I figured out the problem here. The k/mu/sigma parameterization (as written) has drastically non-linear effects on the shape of the density from the different parameters, and the effects are on drastically different scales. I didn’t finalize this version of the density because it has some other problems for my specific application but I will rethink… hopefully soon but realistically it’ll be at least a week or two. If you have that package you can run this snippet in R to see the problem, play around with the values and you’ll see what i mean:

tp <- expand.grid(x=seq(from=10^-3, to=20, length.out=50), y=seq(from=10^-3, to=1, length.out=50)) %>% dplyr::mutate(z=mapply(function(x, y) waitup:::generalized_gamma_pdf_2S(x=x, k=10, mu=2, sigma=y), x=x, y=y))
ggplot(data=tp, aes(x=x, y=y, fill=z)) + geom_raster()

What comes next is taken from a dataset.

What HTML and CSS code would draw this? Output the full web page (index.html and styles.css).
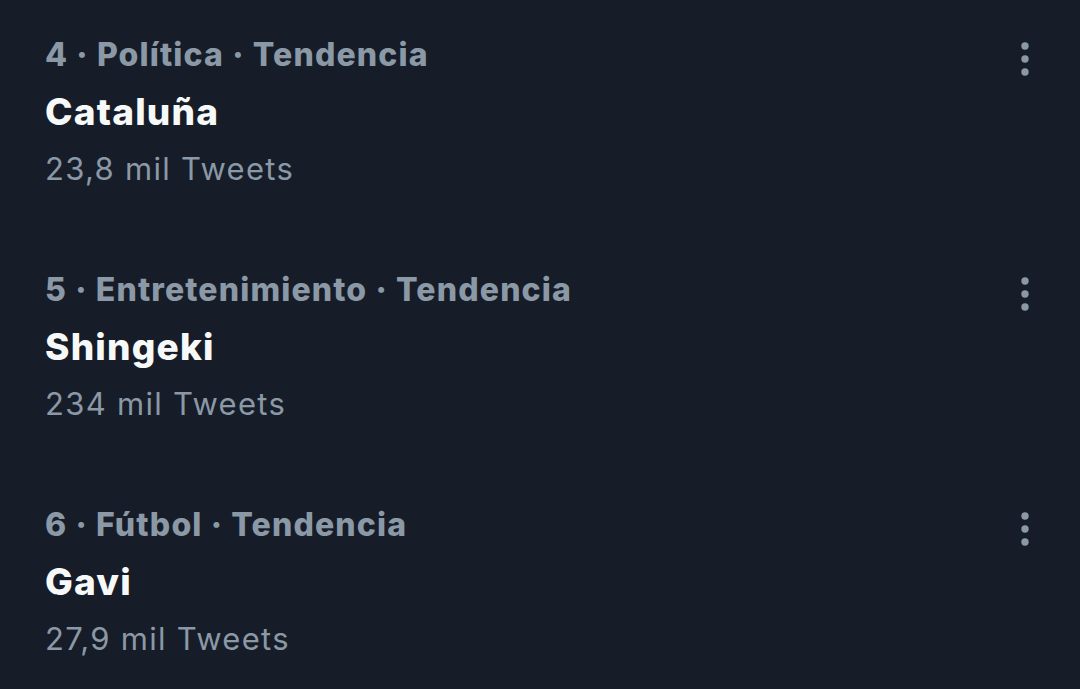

I’m pretty sure the tests in the package show that the two parameterizations are equivalent in terms of the density that’s ultimately specified but i’ll have to look at the scaling and transformations to get something that’s Stan friendly. You can also parameterize in Stan with k/mu/sigma and then generate alpha/beta in the transformed parameters block and get somewhere that way.

I’m too interested in fitting generalized gamma distribution. Wouldn’t it be possible to do something like

data {
    int<lower=0> N; 
    vector<lower=0>[N] y;
}parameters {
    real b;//rate
    real k;//shape
    real q;//log-exponent
}model {
 pow(y,exp(q))~gamma(exp(k),exp(b));
}

I know this doesn’t work, but is there some other way to extend Stans implementation ofgamma instead of writing a new density function from the scratch?

The hand-coded generalized gamma in Stan actually works ok so this really isn’t worth the trouble. Last time I suggested adding these distributions there was some resistance to including stuff that doesn’t get much use anyway so I don’t know if they’d get in anyway.